The lens was initially intended for Harvard University, but was bought instead by Chicagoan Thomas Hoyne, a founding member of the Chicago Astronomical Society, for the sum of $11,187. The Chicago Astronomical Society intended the lens for the Old University of Chicago (a precursor to the current University of Chicago) and a tower was constructed on Cottage Grove Avenue around the lens. The structure was named the "Dearborn Observatory" in honor of Mary Ann Haven Dearborn, the deceased wife of J. Young Scammon, principal benefactor of the project. Construction of the observatory began in 1863, and the original Dearborn Observatory was completed two years later. The Observatory was managed by the Old University of Chicago for many years, however financial struggle caused it to declare bankruptcy in 1881, and the Chicago Astronomical Society had to do battle in the courts to successfully establish their title to the Dearborn instruments & library.

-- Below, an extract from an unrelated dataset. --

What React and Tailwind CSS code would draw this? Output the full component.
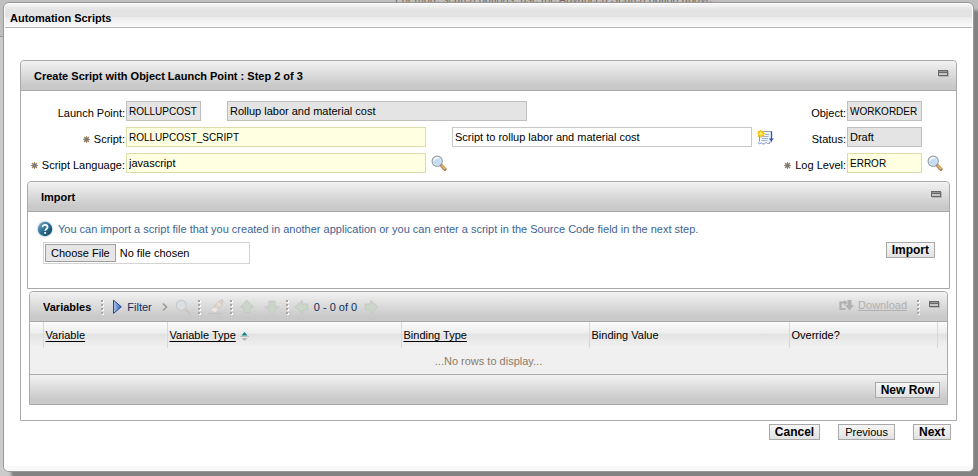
import React from 'react';

const COLUMNS = [
    { label: '', width: 'w-[13px]' },
    { label: 'Variable', width: 'w-[124px]', sortable: true },
    { label: 'Variable Type', width: 'w-[234px]', sortable: true, sorted: true },
    { label: 'Binding Type', width: 'w-[188px]', sortable: true },
    { label: 'Binding Value', width: 'w-[200px]' },
    { label: 'Override?', width: 'w-[148px]' },
    { label: '', width: 'w-[10px]' },
];

const FIELD_TONES = {
    readonly: 'border-[#bfbfbf] bg-[#e4e4e4]',
    required: 'border-[#dcdcaa] bg-[#ffffe1]',
    normal: 'border-[#c8c8c8] bg-white',
};

/* ICONS */

const RequiredMark = () => (
    <svg width="7" height="7" viewBox="0 0 7 7" className="mr-1 shrink-0" aria-hidden="true">
        <path d="M3.5 0v7M0 3.5h7" stroke="#b08a55" strokeWidth="1" />
        <path d="M1 1l5 5M6 1L1 6" stroke="#a08a68" strokeWidth="1.3" />
        <rect x="1.6" y="1.6" width="3.8" height="3.8" fill="#7c7c80" />
    </svg>
);

const SearchIcon = () => (
    <svg width="16" height="16" viewBox="0 0 16 16" aria-hidden="true">
        <path d="M10 10l4 4.3" stroke="#8f7a5e" strokeWidth="3.2" strokeLinecap="round" />
        <path d="M10.8 10.6l3 3.2" stroke="#f0b450" strokeWidth="1.8" strokeLinecap="round" />
        <circle cx="6.2" cy="6.2" r="5" fill="#c3dcf3" stroke="#8c9199" strokeWidth="1.3" />
        <circle cx="6.2" cy="6.2" r="4.1" fill="none" stroke="#e9f1f8" strokeWidth="0.8" />
        <path d="M3.4 5.4a3 3 0 0 1 4.6-2" stroke="#fff" strokeWidth="1.2" fill="none" />
    </svg>
);

const LongDescriptionIcon = () => (
    <svg width="17" height="17" viewBox="0 0 17 17" aria-hidden="true">
        <path d="M2.5 2.5h12v10.5l-2 0v1.5h-2l-1.5-1.2-1.5 1.7h-2l-1-1.2-2 1.2-1-1.5 1-1z" fill="#f1f5fd" stroke="#8c9bc6" />
        <path d="M8 5.5h4M5 7.5h6.5M5 9.5h6M4.5 11.5h6" stroke="#9fb0d8" />
        <path d="M14.5 2.5v8" stroke="#2c55ad" strokeWidth="1.3" />
        <path d="M11.8 9.5h5L14.3 12.6z" fill="#2c55ad" />
        <path d="M4 0l1.1 2.5L7.6 1.4 6.6 3.8 8.6 4.6 6.6 5.5l1 2.4-2.5-1L4 9.2 3 6.9.5 7.9l.9-2.4L0 4.6l1.4-.8L.5 1.4 3 2.5z" fill="#f7c000" />
        <path d="M4 2.8v3.8M2.1 4.7h3.8" stroke="#fff27a" strokeWidth="1.4" />
    </svg>
);

const HelpIcon = () => (
    <svg width="18" height="18" viewBox="0 0 18 18" className="shrink-0" aria-hidden="true">
        <defs>
            <linearGradient id="help" x1="0" y1="0" x2="1" y2="1">
                <stop offset="0" stopColor="#7fb2c9" />
                <stop offset="0.5" stopColor="#2a6d92" />
                <stop offset="1" stopColor="#123f5e" />
            </linearGradient>
        </defs>
        <circle cx="9" cy="9" r="8.5" fill="#dfeaf0" />
        <circle cx="9" cy="9" r="7.2" fill="url(#help)" />
        <path d="M6.6 7.2c0-3.2 5-3 5 0 0 1.8-2.4 1.8-2.4 3.6" fill="none" stroke="#fff" strokeWidth="1.7" />
        <rect x="8.3" y="12" width="1.8" height="1.8" fill="#fff" />
    </svg>
);

const MinimizeIcon = () => (
    <svg width="12" height="8" viewBox="0 0 12 8" aria-hidden="true">
        <rect x="1" y="1" width="10" height="6" fill="#b4b4b4" />
        <rect x="0" y="0" width="10" height="6" fill="#686868" />
        <rect x="1" y="1" width="8" height="1" fill="#989898" />
        <rect x="1" y="3" width="8" height="2" fill="#c6c6c6" />
    </svg>
);

const PlayIcon = () => (
    <svg width="10" height="16" viewBox="0 0 10 16" aria-hidden="true">
        <defs>
            <linearGradient id="play" x1="0" y1="0" x2="1" y2="0">
                <stop offset="0" stopColor="#a8c6ee" />
                <stop offset="1" stopColor="#2e5fb4" />
            </linearGradient>
        </defs>
        <path d="M0.5 1.2v13.2L8.3 7.8z" fill="url(#play)" stroke="#27498c" />
    </svg>
);

const GhostSearchIcon = () => (
    <svg width="16" height="16" viewBox="0 0 16 16" aria-hidden="true">
        <path d="M10.5 10.5l4 4" stroke="#cbc6bd" strokeWidth="2.4" strokeLinecap="round" />
        <circle cx="6.3" cy="6.3" r="5" fill="#dcdfe1" stroke="#c6c9cb" strokeWidth="1.1" />
    </svg>
);

const GhostEraserIcon = () => (
    <svg width="16" height="16" viewBox="0 0 16 16" aria-hidden="true">
        <path d="M0 14.5h15" stroke="#c3c3c3" strokeWidth="1.2" />
        <path d="M3 11.5l6-7.5 5-3.4 1 1-1 4.6-6.4 6.8z" fill="#dbd5cc" stroke="#c6c2bd" strokeWidth="0.8" />
        <path d="M3 11.5L5.4 8.4l4.4 2.2-2.4 2.8z" fill="#ece7e6" />
        <path d="M9 4l4 2.6" stroke="#eee3cc" strokeWidth="1.4" />
    </svg>
);

const GhostArrowIcon = ({ turn = 0 }) => (
    <svg width="16" height="16" viewBox="0 0 16 16" aria-hidden="true">
        <path
            d="M8 1.2l6.6 7H11v5.6H5V8.2H1.4z"
            fill="#cbd5c9"
            stroke="#bfc8bd"
            strokeWidth="0.9"
            strokeLinejoin="round"
            transform={`rotate(${turn} 8 8)`}
        />
    </svg>
);

const DownloadIcon = () => (
    <svg width="15" height="12" viewBox="0 0 15 12" aria-hidden="true">
        <path d="M1.5 11V3.5h6M1.5 10h5" fill="none" stroke="#b0b0b0" strokeWidth="2.2" />
        <path d="M5 1l3.5 2.8L5 6.6z" fill="#b0b0b0" />
        <path d="M8.5 1h4v5H15l-4.5 5.5L6 6h2.5z" fill="#b0b0b0" />
    </svg>
);

const SortIcon = () => (
    <svg width="9" height="10" viewBox="0 0 9 10" className="mt-1 ml-1" aria-hidden="true">
        <path d="M4.5 0L7.5 3.4h-6z" fill="#0d8080" />
        <path d="M0 4.5h9" stroke="#c0c0c0" />
        <path d="M4.5 9L7.5 6h-6z" fill="#b5b5b5" />
    </svg>
);

const Separator = () => (
    <svg width="4" height="16" viewBox="0 0 4 16" aria-hidden="true">
        {[1, 5, 9, 13].map((y) => (
            <g key={y}>
                <rect x="1" y={y + 1} width="2" height="2" fill="#fff" />
                <rect x="0" y={y} width="2" height="2" fill="#a9a59d" />
            </g>
        ))}
    </svg>
);

/* SHARED PIECES */

const TextBox = ({ id, value, tone, width, label, size = '' }) => (
    <input
        id={id}
        type="text"
        aria-label={label}
        defaultValue={value}
        readOnly={tone === 'readonly'}
        className={`h-5 border pl-[2px] outline-none ${width} ${size} ${FIELD_TONES[tone]}`}
    />
);

const Field = ({ id, label, required, value, tone, size, width = 'w-[75px]', labelWidth = '' }) => (
    <div className="flex items-center">
        <label
            htmlFor={id}
            className={`flex items-center justify-end whitespace-nowrap pt-1 pr-px ${labelWidth}`}
        >
            {required && <RequiredMark />}
            {label}
        </label>
        <TextBox id={id} value={value} tone={tone} width={width} size={size} />
    </div>
);

const IconButton = ({ label, children, className = '' }) => (
    <button type="button" aria-label={label} className={`flex shrink-0 ${className}`}>
        {children}
    </button>
);

const PushButton = ({ children, bold = true }) => (
    <button
        type="button"
        className={`h-4 border border-[#a9a9a9] bg-linear-to-b from-[#f6f6f6] to-[#e2e2e2] leading-[14px] ${bold ? 'px-[5px] text-[12px] font-bold' : 'px-[6px]'}`}
    >
        {children}
    </button>
);

const PanelHeader = ({ title, className = '', children }) => (
    <div className={`flex h-[30px] items-center border-b border-[#a9a9a9] bg-linear-to-b from-[#f2f2f2] to-[#c9c9c9] to-85% ${className}`}>
        <h2 className="font-bold">{title}</h2>
        {children}
    </div>
);

/* SECTIONS */

const ScriptForm = () => (
    <form className="flex justify-between pt-[10px] pb-2 pr-[13px]">
        <div className="flex flex-col gap-[6px]">
            <div className="flex items-center gap-[26px]">
                <Field id="launchpoint" label="Launch Point:" value="ROLLUPCOST" tone="readonly" size="text-[10px]" labelWidth="w-[105px]" />
                <TextBox label="Launch point description" value="Rollup labor and material cost" tone="readonly" width="w-[300px]" />
            </div>
            <div className="flex items-center">
                <Field id="script" label="Script:" required value="ROLLUPCOST_SCRIPT" tone="required" size="text-[10px]" width="w-[300px]" labelWidth="w-[105px]" />
                <div className="ml-[26px] flex items-center gap-[5px]">
                    <TextBox label="Script description" value="Script to rollup labor and material cost" tone="normal" width="w-[300px]" />
                    <IconButton label="Long description"><LongDescriptionIcon /></IconButton>
                </div>
            </div>
            <div className="flex items-center gap-[5px]">
                <Field id="language" label="Script Language:" required value="javascript" tone="required" width="w-[300px]" labelWidth="w-[105px]" />
                <IconButton label="Select language"><SearchIcon /></IconButton>
            </div>
        </div>

        <div className="flex flex-col items-end gap-[6px]">
            <div className="pr-[21px]">
                <Field id="object" label="Object:" value="WORKORDER" tone="readonly" size="text-[10px]" />
            </div>
            <div className="pr-[21px]">
                <Field id="status" label="Status:" value="Draft" tone="readonly" />
            </div>
            <div className="flex items-center gap-[5px]">
                <Field id="loglevel" label="Log Level:" required value="ERROR" tone="required" size="text-[10px]" />
                <IconButton label="Select log level"><SearchIcon /></IconButton>
            </div>
        </div>
    </form>
);

const ImportPanel = () => (
    <section className="ml-[6px] mr-[6px] rounded-t border border-[#a9a9a9]">
        <PanelHeader title="Import" className="justify-between rounded-t pl-[13px] pr-[6px]">
            <IconButton label="Minimize" className="pb-1"><MinimizeIcon /></IconButton>
        </PanelHeader>
        <div className="flex flex-col pt-2 pb-6 pl-2 pr-[14px]">
            <p className="flex items-center gap-1 text-[#3c6494]">
                <HelpIcon />
                You can import a script file that you created in another application or you can enter a script in the Source Code field in the next step.
            </p>
            <div className="mt-1 flex items-start justify-between pl-[7px]">
                <input
                    type="file"
                    aria-label="Script file"
                    className="h-[22px] w-[207px] border border-[#d4d4d4] p-px file:mr-1 file:h-[18px] file:border file:border-solid file:border-[#a0a0a0] file:bg-[#e6e6e6] file:px-[5px] file:leading-4"
                />
                <PushButton>Import</PushButton>
            </div>
        </div>
    </section>
);

const VariablesPanel = () => (
    <section className="mx-2 mt-[2px] rounded-t border border-[#a9a9a9]">
        <PanelHeader title="Variables" className="rounded-t pl-[13px] pr-[6px]">
            <div className="ml-[10px] flex items-center text-[#0e2f5c]">
                <Separator />
                <button type="button" className="ml-2 flex items-center gap-1">
                    <PlayIcon />
                    Filter
                </button>
                <svg width="6" height="8" viewBox="0 0 6 8" className="ml-[10px]" aria-hidden="true">
                    <path d="M1 0.5L4.6 4 1 7.5" fill="none" stroke="#9b958a" strokeWidth="1.4" />
                </svg>
                <IconButton label="Find" className="mx-[7px]"><GhostSearchIcon /></IconButton>
                <Separator />
                <IconButton label="Clear filter" className="mx-[6px]"><GhostEraserIcon /></IconButton>
                <Separator />
                <IconButton label="Previous row" className="ml-[5px]"><GhostArrowIcon /></IconButton>
                <IconButton label="Next row" className="ml-[9px] mr-[6px]"><GhostArrowIcon turn={180} /></IconButton>
                <Separator />
                <IconButton label="Previous page" className="mx-1"><GhostArrowIcon turn={-90} /></IconButton>
                <span>0 - 0 of 0</span>
                <IconButton label="Next page" className="ml-[6px]"><GhostArrowIcon turn={90} /></IconButton>
            </div>
            <div className="ml-auto flex items-center">
                <a href="#download" className="flex items-center gap-1 pb-1 text-[#b0b0b0] underline">
                    <DownloadIcon />
                    Download
                </a>
                <span className="ml-[10px] mr-2"><Separator /></span>
                <IconButton label="Minimize" className="pb-1"><MinimizeIcon /></IconButton>
            </div>
        </PanelHeader>

        <table className="w-full table-fixed border-collapse bg-[#f0f0f0]">
            <thead>
                <tr className="h-[26px] bg-[linear-gradient(#fcfcfc_0%,#ececec_44%,#e2e2e2_45%,#f2f2f2_100%)]">
                    {COLUMNS.map((col, i) => (
                        <th
                            key={i}
                            className={`${col.width} p-0 pl-[2px] text-left font-normal ${i > 0 ? 'border-l border-[#d9d9d9]' : ''}`}
                        >
                            <span className="flex items-center">
                                <span className={col.sortable ? 'underline underline-offset-2' : ''}>{col.label}</span>
                                {col.sorted && <SortIcon />}
                            </span>
                        </th>
                    ))}
                </tr>
            </thead>
            <tbody>
                <tr className="h-[26px]">
                    <td colSpan={COLUMNS.length} className="p-0 text-center text-[#8d7b68]">
                        ...No rows to display...
                    </td>
                </tr>
            </tbody>
        </table>

        <div className="flex h-[30px] items-center justify-end border-t border-[#a9a9a9] bg-linear-to-b from-[#f2f2f2] to-[#c9c9c9] to-85% pr-[7px]">
            <PushButton>New Row</PushButton>
        </div>
    </section>
);

const App = () => {
    return (
        <div className="relative min-h-screen overflow-hidden bg-[#cbcbcb] font-['Liberation_Sans',Arial,sans-serif] text-[11px] leading-[14px] text-black">

            {/* PAGE BEHIND THE DIALOG */}
            <div className="absolute inset-x-0 top-0 h-[37px] overflow-hidden border-b border-[#999] bg-[#bfbfbf]">
                <p className="-mt-2 ml-[395px] whitespace-nowrap text-[#7d6b58]">
                    For more search options, use the Advanced Search option above.
                </p>
            </div>

            {/* DIALOG */}
            <main className="relative mt-[2px] mr-[4px] ml-[3px] rounded-md border border-[#999] bg-white shadow-[8px_8px_3px_#838383]">
                <header className="mx-px mt-px flex h-6 items-center rounded-t border-b border-[#b5b5b5] bg-[linear-gradient(#f6f6f6_0%,#e3e3e3_25%,#e3e3e3_55%,#ebebeb_56%,#fafafa_100%)] pl-[5px] pt-1">
                    <h1 className="font-bold">Automation Scripts</h1>
                </header>

                <div className="px-4 pt-8">
                    <section className="rounded-t border border-[#a9a9a9] pb-[15px]">
                        <PanelHeader
                            title="Create Script with Object Launch Point : Step 2 of 3"
                            className="justify-between rounded-t pl-[13px] pr-[6px]"
                        >
                            <IconButton label="Minimize" className="pb-1"><MinimizeIcon /></IconButton>
                        </PanelHeader>
                        <ScriptForm />
                        <ImportPanel />
                        <VariablesPanel />
                    </section>

                    <div className="flex justify-end gap-[18px] pt-[3px] pr-[6px] pb-[26px]">
                        <PushButton>Cancel</PushButton>
                        <PushButton bold={false}>Previous</PushButton>
                        <PushButton>Next</PushButton>
                    </div>
                </div>
                <div className="h-[5px] rounded-b-md bg-[#f9f9f9]" />
            </main>
        </div>
    );
};

export default App;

In 1887, the Chicago Astronomical Society signed a deal with Northwestern University to bring the telescope to Evanston, and a new observatory was built on the Evanston campus to house the telescope. Funding for the project was provided by Astronomical Society member and Northwestern Trustee James B. Hobbs. The new observatory was designed by architectural firm Cobb and Frost and constructed of limestone in the Richardsonian Romanesque style. The cornerstone for the building was laid on June 21, 1888, and the dedication took place on June 19, 1889. The first director of the observatory at Northwestern was astronomer George Washington Hough.
The close affiliation between Dearborn Observatory and the Chicago Astronomical Society continued until, following the Wall Street Crash of 1929, the Society encountered financial hardship and found it too expensive to maintain the observatory and its equipment. On April 30, 1930, the Chicago Astronomical Society formally relinquished its title to the observatory to Northwestern University, on the condition that the Observatory be open to the public without cost. In 1911, Northwestern decided that the lens needed a more modern mounting, and the original tube and mount were removed. In 1929, these pieces were placed on permanent loan to the new Adler Planetarium, and installed on the planetarium's exhibit floor. The 470 millimetres (19 in) lens has remained at Northwestern. In the summer of 1939, the Dearborn Observatory building had to be moved 200 metres (660 ft) southeast to its present location to make way for the construction of the Technological Institute. The latest addition to the observatory was a 11.6 metres (38 ft) aluminum dome, added in 1997. The telescope is still in active use today and the observatory is used for classroom space, offices and a library.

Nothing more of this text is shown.